Bugünlerde basında hemen her gün rastladığımız 30 yıldan fazla hapis yatmış, çoğu da hasta olan tutsakların çeşitli bahanelerle tahliye edilmemesi gibi haberler görüyoruz. Bu arkadaşlar 93 konsepti dönemde öldürülmeyip zindana atılan ve müebbet hapse mahkum edilen arkadaşlardır. Çoğu ciddi sağlık sorunları yaşamaktadır. 30 yıllık cezaları bitmiş ama devletin kini bitmemiştir.
Yıllardır her çözüm tartışması açıldığında hemen dünya örnekleri incelenir. Bask’tan, İrlanda’dan, Filistin’den, Endonezya’ya kadar bütün örnekler didik didik edilir. Edilmelidir de… Ancak unutulmamalı ki, bütün yaşanmışlıklardan ders çıkarırken en önce kendi yaşadıklarımızı ve tecrübelerimizi gözden geçirmeliyiz. Çok başka şartlarda ve başka coğrafyalarda yaşananlardan ne kadar ders alırsak alalım bugünün şartlarında savaşa ve silaha veda edip sorunu çözmek bizim eserimiz olacaktır. Çözebildiğimiz takdirde ileride bütün dünya Kürdistan modeli diye anacak ve değerlendirecektir. Başka yerlerde çözüm süreçlerinin çok uzun olduğunu söyleyenler unutmasın ki, bizdeki süreç de Özal devrinden beri otuz yılı geçmiştir.
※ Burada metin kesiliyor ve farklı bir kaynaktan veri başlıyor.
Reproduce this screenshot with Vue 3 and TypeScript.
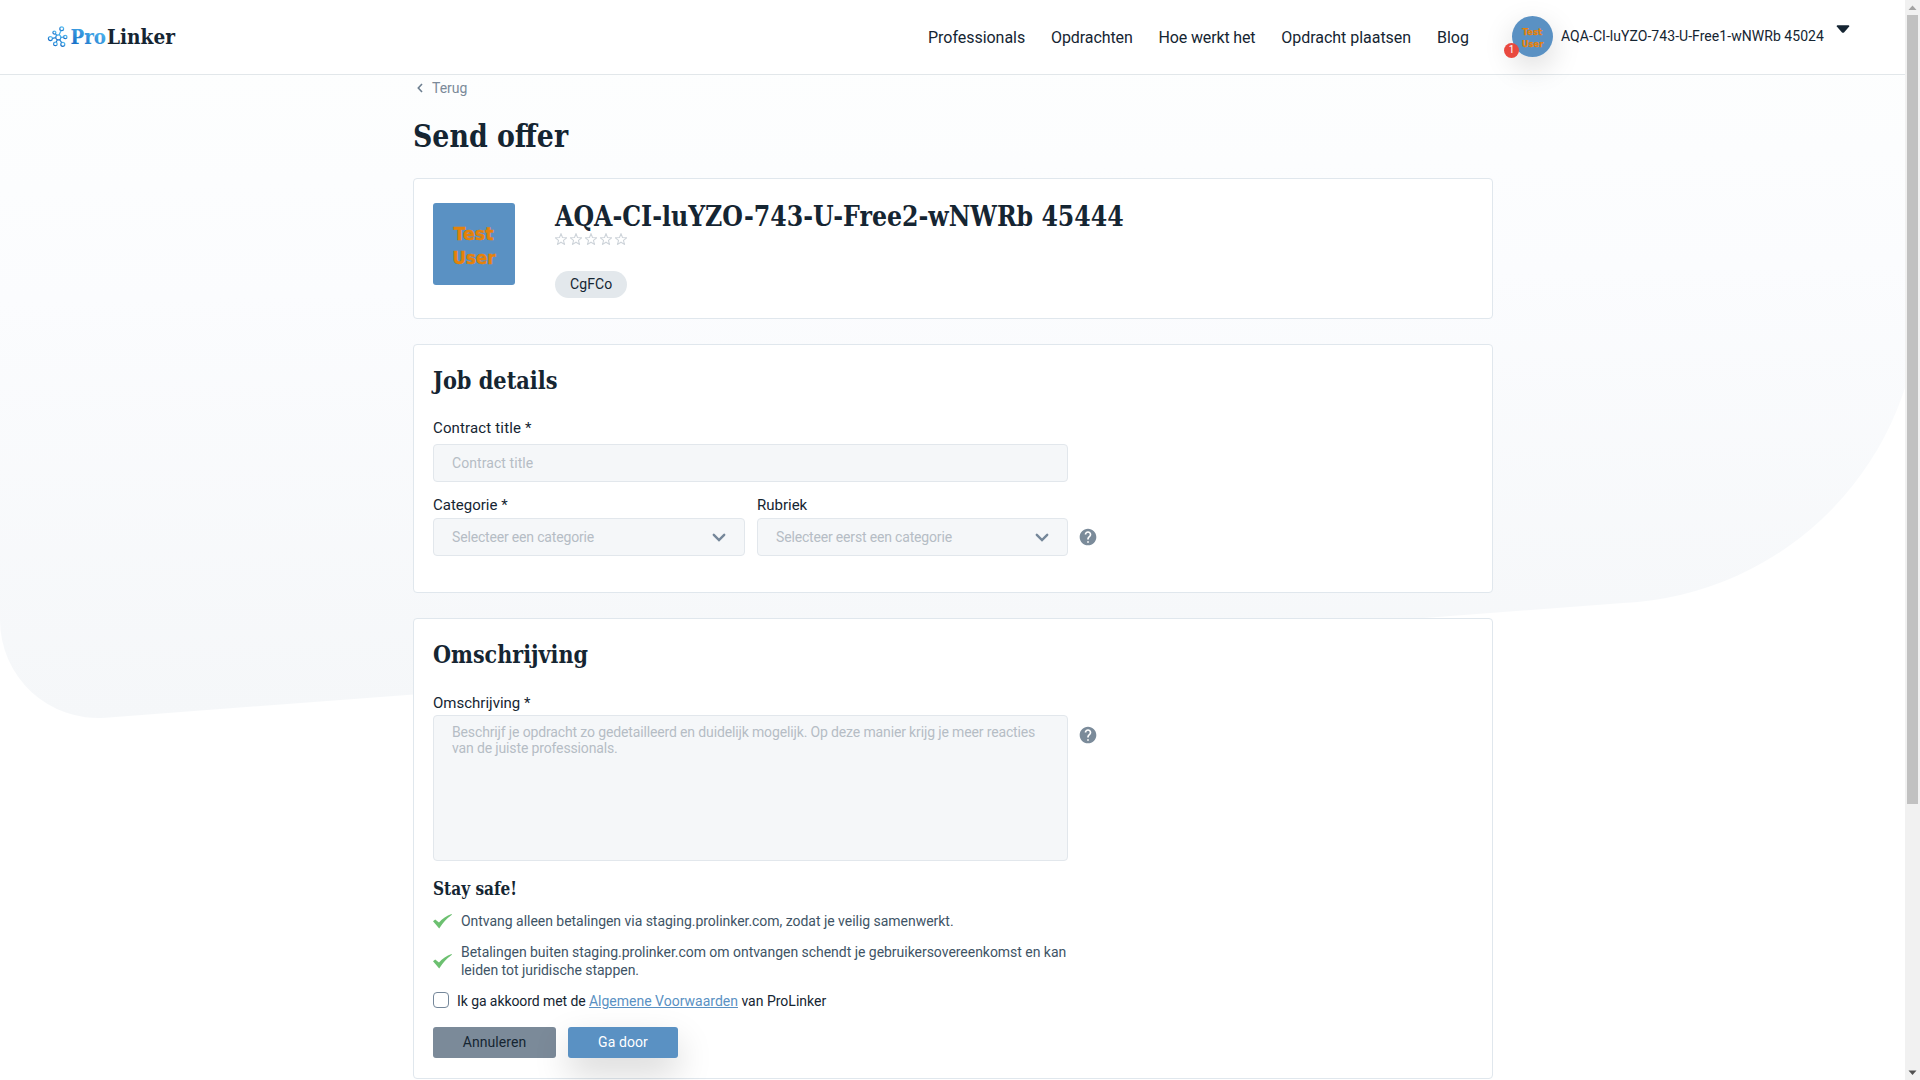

Aslında Özal ile çözülebilecek bir savaş süreci devlet içindeki ırkçı çetelerin itirazı ve inadı yüzünden bir otuz sene daha sürmüştür.
Bugün de hala bu sürece karşı olanlar ve sabote etmek isteyenler ya da süreci kullanarak siyasi rakiplerini tasfiye etmek isteyen siyasi şantajcılar çıkıyor. CHP’li belediyelere yönelik tasfiye operasyonları şiddetle sürüyor. Unutmayalım ki bu operasyonlar “Kent uzlaşısı” ile seçilen Esenyurt Belediyesi ile başlamıştır. Esas hedefi de yurtsever-devrimci seçilmişleri tasfiye etmektir. Yoksa rüşvetçileri tasfiye etmek için bugüne kadar beklemeye gerek olmadığı gibi bundan sonra da durması gerekmez. Bu nedenle ne silahsızlanma ve çözümden vazgeçmek gerekir ne de demokrasi mücadelesinden. Silahların susması gerçekleşiyorsa siyasetin konuşması çok daha uygun ve yaygın hale gelecek demektir. Silahların gölgesinden çıkan toplum kesimleri kendi istemleri ve örgütlülükleriyle çok daha aktif olarak siyasi mücadeleyi yükseltmek zorundadır. Yani mücadele bitmiş değildir ama yeni bir aşamaya yükselmiştir. Tarihte iz bırakan bu mücadelelerin silahlı ya da silahsız olması değil, içeriği ve yol açtığı değişimlerdir. Kürdistan Özgürlük Mücadelesi de bugüne kadarki birikimine dayanarak yeni bir aşamaya geçiyor. Yeni aşamanın başarısı masa başındaki pazarlıklarla değil, sahadaki mücadelenin başarısıyla olacaktır.